> [Given problem] Output the material below unchanged, apart from leaving out the pictures.

> [Supplied material]
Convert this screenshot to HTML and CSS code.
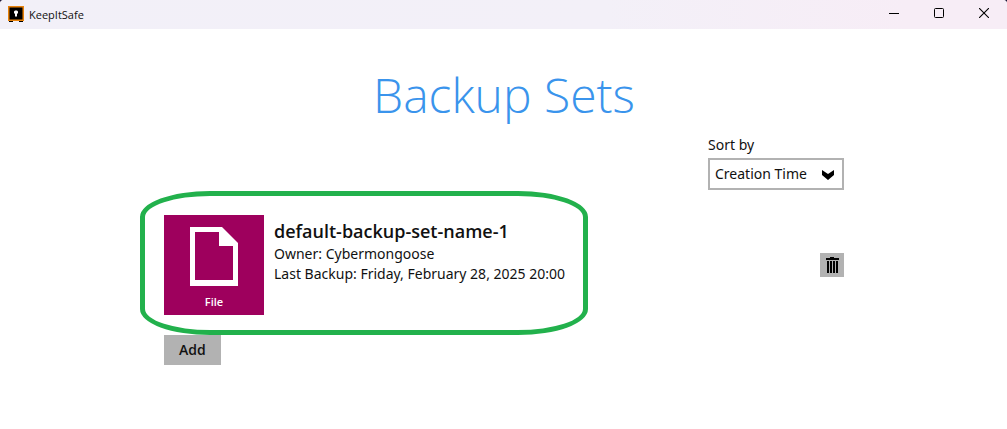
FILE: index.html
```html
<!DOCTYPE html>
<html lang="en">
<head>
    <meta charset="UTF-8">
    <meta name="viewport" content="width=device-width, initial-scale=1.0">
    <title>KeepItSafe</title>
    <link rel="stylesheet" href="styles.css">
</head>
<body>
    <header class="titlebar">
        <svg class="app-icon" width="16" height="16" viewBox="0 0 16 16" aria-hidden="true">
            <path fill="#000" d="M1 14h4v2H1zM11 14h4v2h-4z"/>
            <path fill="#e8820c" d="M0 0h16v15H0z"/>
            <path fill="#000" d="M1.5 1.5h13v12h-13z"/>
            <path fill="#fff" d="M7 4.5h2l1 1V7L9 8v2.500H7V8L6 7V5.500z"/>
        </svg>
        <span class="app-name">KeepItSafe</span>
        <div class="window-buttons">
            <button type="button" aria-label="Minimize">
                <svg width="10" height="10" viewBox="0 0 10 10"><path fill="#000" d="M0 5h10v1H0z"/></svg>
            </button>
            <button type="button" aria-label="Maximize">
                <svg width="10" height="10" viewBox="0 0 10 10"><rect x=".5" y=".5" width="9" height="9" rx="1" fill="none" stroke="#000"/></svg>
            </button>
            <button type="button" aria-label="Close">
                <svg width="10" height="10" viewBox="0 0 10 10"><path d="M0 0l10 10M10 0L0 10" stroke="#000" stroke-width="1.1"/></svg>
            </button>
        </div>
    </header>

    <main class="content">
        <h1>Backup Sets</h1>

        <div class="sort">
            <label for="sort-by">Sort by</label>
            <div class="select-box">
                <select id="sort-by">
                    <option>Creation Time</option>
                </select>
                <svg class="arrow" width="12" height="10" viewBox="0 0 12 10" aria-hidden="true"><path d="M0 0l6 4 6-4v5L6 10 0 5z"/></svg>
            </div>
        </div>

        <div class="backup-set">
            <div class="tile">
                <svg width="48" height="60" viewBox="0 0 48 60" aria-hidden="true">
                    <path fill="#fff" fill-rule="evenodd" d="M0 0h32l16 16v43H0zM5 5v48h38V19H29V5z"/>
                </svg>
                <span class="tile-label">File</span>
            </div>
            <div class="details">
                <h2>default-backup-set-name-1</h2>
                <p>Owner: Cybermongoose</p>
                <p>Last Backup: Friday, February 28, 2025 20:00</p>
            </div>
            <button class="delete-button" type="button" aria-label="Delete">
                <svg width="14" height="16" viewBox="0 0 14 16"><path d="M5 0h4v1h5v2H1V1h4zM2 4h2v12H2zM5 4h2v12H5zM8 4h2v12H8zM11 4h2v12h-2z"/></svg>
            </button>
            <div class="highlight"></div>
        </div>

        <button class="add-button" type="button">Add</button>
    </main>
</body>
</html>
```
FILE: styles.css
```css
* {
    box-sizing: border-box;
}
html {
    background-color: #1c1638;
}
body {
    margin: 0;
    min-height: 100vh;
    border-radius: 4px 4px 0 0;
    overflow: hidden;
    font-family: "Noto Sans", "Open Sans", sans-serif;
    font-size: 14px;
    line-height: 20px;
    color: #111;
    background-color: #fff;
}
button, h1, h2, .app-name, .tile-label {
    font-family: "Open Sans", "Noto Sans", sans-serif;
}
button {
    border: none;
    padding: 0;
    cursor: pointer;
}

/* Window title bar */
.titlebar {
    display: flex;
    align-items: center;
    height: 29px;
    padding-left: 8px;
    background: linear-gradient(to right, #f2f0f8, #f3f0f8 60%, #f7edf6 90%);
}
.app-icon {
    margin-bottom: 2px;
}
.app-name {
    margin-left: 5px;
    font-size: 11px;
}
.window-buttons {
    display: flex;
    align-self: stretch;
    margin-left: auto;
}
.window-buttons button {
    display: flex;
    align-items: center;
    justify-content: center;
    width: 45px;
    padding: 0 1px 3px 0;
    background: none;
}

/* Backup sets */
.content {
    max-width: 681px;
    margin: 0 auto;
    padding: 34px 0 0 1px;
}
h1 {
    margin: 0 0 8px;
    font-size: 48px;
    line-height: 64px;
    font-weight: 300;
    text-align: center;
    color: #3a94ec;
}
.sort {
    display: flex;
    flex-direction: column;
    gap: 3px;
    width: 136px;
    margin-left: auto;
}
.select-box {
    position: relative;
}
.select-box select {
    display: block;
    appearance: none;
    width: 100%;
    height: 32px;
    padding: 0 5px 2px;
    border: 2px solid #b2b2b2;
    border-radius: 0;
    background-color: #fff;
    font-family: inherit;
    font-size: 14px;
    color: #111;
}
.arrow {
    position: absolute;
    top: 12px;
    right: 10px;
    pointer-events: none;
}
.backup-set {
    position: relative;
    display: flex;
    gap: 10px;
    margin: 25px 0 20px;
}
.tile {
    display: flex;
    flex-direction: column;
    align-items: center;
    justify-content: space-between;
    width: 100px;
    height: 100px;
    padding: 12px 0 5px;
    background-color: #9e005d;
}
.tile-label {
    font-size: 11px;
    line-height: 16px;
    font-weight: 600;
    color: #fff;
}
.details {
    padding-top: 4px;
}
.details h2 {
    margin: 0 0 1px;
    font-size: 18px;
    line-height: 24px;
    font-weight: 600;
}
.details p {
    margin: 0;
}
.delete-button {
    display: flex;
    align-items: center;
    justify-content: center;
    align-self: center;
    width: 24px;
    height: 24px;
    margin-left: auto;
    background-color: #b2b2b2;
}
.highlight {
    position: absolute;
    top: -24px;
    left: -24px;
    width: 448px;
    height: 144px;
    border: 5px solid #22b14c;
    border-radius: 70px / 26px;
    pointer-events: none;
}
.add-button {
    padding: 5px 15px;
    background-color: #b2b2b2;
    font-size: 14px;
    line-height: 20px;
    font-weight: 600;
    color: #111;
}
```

> [Solution to this task]
Convert this screenshot to HTML and CSS code.
FILE: index.html
```html
<!DOCTYPE html>
<html lang="en">
<head>
    <meta charset="UTF-8">
    <meta name="viewport" content="width=device-width, initial-scale=1.0">
    <title>KeepItSafe</title>
    <link rel="stylesheet" href="styles.css">
</head>
<body>
    <header class="titlebar">
        <svg class="app-icon" width="16" height="16" viewBox="0 0 16 16" aria-hidden="true">
            <path fill="#000" d="M1 14h4v2H1zM11 14h4v2h-4z"/>
            <path fill="#e8820c" d="M0 0h16v15H0z"/>
            <path fill="#000" d="M1.5 1.5h13v12h-13z"/>
            <path fill="#fff" d="M7 4.5h2l1 1V7L9 8v2.500H7V8L6 7V5.500z"/>
        </svg>
        <span class="app-name">KeepItSafe</span>
        <div class="window-buttons">
            <button type="button" aria-label="Minimize">
                <svg width="10" height="10" viewBox="0 0 10 10"><path fill="#000" d="M0 5h10v1H0z"/></svg>
            </button>
            <button type="button" aria-label="Maximize">
                <svg width="10" height="10" viewBox="0 0 10 10"><rect x=".5" y=".5" width="9" height="9" rx="1" fill="none" stroke="#000"/></svg>
            </button>
            <button type="button" aria-label="Close">
                <svg width="10" height="10" viewBox="0 0 10 10"><path d="M0 0l10 10M10 0L0 10" stroke="#000" stroke-width="1.1"/></svg>
            </button>
        </div>
    </header>

    <main class="content">
        <h1>Backup Sets</h1>

        <div class="sort">
            <label for="sort-by">Sort by</label>
            <div class="select-box">
                <select id="sort-by">
                    <option>Creation Time</option>
                </select>
                <svg class="arrow" width="12" height="10" viewBox="0 0 12 10" aria-hidden="true"><path d="M0 0l6 4 6-4v5L6 10 0 5z"/></svg>
            </div>
        </div>

        <div class="backup-set">
            <div class="tile">
                <svg width="48" height="60" viewBox="0 0 48 60" aria-hidden="true">
                    <path fill="#fff" fill-rule="evenodd" d="M0 0h32l16 16v43H0zM5 5v48h38V19H29V5z"/>
                </svg>
                <span class="tile-label">File</span>
            </div>
            <div class="details">
                <h2>default-backup-set-name-1</h2>
                <p>Owner: Cybermongoose</p>
                <p>Last Backup: Friday, February 28, 2025 20:00</p>
            </div>
            <button class="delete-button" type="button" aria-label="Delete">
                <svg width="14" height="16" viewBox="0 0 14 16"><path d="M5 0h4v1h5v2H1V1h4zM2 4h2v12H2zM5 4h2v12H5zM8 4h2v12H8zM11 4h2v12h-2z"/></svg>
            </button>
            <div class="highlight"></div>
        </div>

        <button class="add-button" type="button">Add</button>
    </main>
</body>
</html>
```
FILE: styles.css
```css
* {
    box-sizing: border-box;
}
html {
    background-color: #1c1638;
}
body {
    margin: 0;
    min-height: 100vh;
    border-radius: 4px 4px 0 0;
    overflow: hidden;
    font-family: "Noto Sans", "Open Sans", sans-serif;
    font-size: 14px;
    line-height: 20px;
    color: #111;
    background-color: #fff;
}
button, h1, h2, .app-name, .tile-label {
    font-family: "Open Sans", "Noto Sans", sans-serif;
}
button {
    border: none;
    padding: 0;
    cursor: pointer;
}

/* Window title bar */
.titlebar {
    display: flex;
    align-items: center;
    height: 29px;
    padding-left: 8px;
    background: linear-gradient(to right, #f2f0f8, #f3f0f8 60%, #f7edf6 90%);
}
.app-icon {
    margin-bottom: 2px;
}
.app-name {
    margin-left: 5px;
    font-size: 11px;
}
.window-buttons {
    display: flex;
    align-self: stretch;
    margin-left: auto;
}
.window-buttons button {
    display: flex;
    align-items: center;
    justify-content: center;
    width: 45px;
    padding: 0 1px 3px 0;
    background: none;
}

/* Backup sets */
.content {
    max-width: 681px;
    margin: 0 auto;
    padding: 34px 0 0 1px;
}
h1 {
    margin: 0 0 8px;
    font-size: 48px;
    line-height: 64px;
    font-weight: 300;
    text-align: center;
    color: #3a94ec;
}
.sort {
    display: flex;
    flex-direction: column;
    gap: 3px;
    width: 136px;
    margin-left: auto;
}
.select-box {
    position: relative;
}
.select-box select {
    display: block;
    appearance: none;
    width: 100%;
    height: 32px;
    padding: 0 5px 2px;
    border: 2px solid #b2b2b2;
    border-radius: 0;
    background-color: #fff;
    font-family: inherit;
    font-size: 14px;
    color: #111;
}
.arrow {
    position: absolute;
    top: 12px;
    right: 10px;
    pointer-events: none;
}
.backup-set {
    position: relative;
    display: flex;
    gap: 10px;
    margin: 25px 0 20px;
}
.tile {
    display: flex;
    flex-direction: column;
    align-items: center;
    justify-content: space-between;
    width: 100px;
    height: 100px;
    padding: 12px 0 5px;
    background-color: #9e005d;
}
.tile-label {
    font-size: 11px;
    line-height: 16px;
    font-weight: 600;
    color: #fff;
}
.details {
    padding-top: 4px;
}
.details h2 {
    margin: 0 0 1px;
    font-size: 18px;
    line-height: 24px;
    font-weight: 600;
}
.details p {
    margin: 0;
}
.delete-button {
    display: flex;
    align-items: center;
    justify-content: center;
    align-self: center;
    width: 24px;
    height: 24px;
    margin-left: auto;
    background-color: #b2b2b2;
}
.highlight {
    position: absolute;
    top: -24px;
    left: -24px;
    width: 448px;
    height: 144px;
    border: 5px solid #22b14c;
    border-radius: 70px / 26px;
    pointer-events: none;
}
.add-button {
    padding: 5px 15px;
    background-color: #b2b2b2;
    font-size: 14px;
    line-height: 20px;
    font-weight: 600;
    color: #111;
}
```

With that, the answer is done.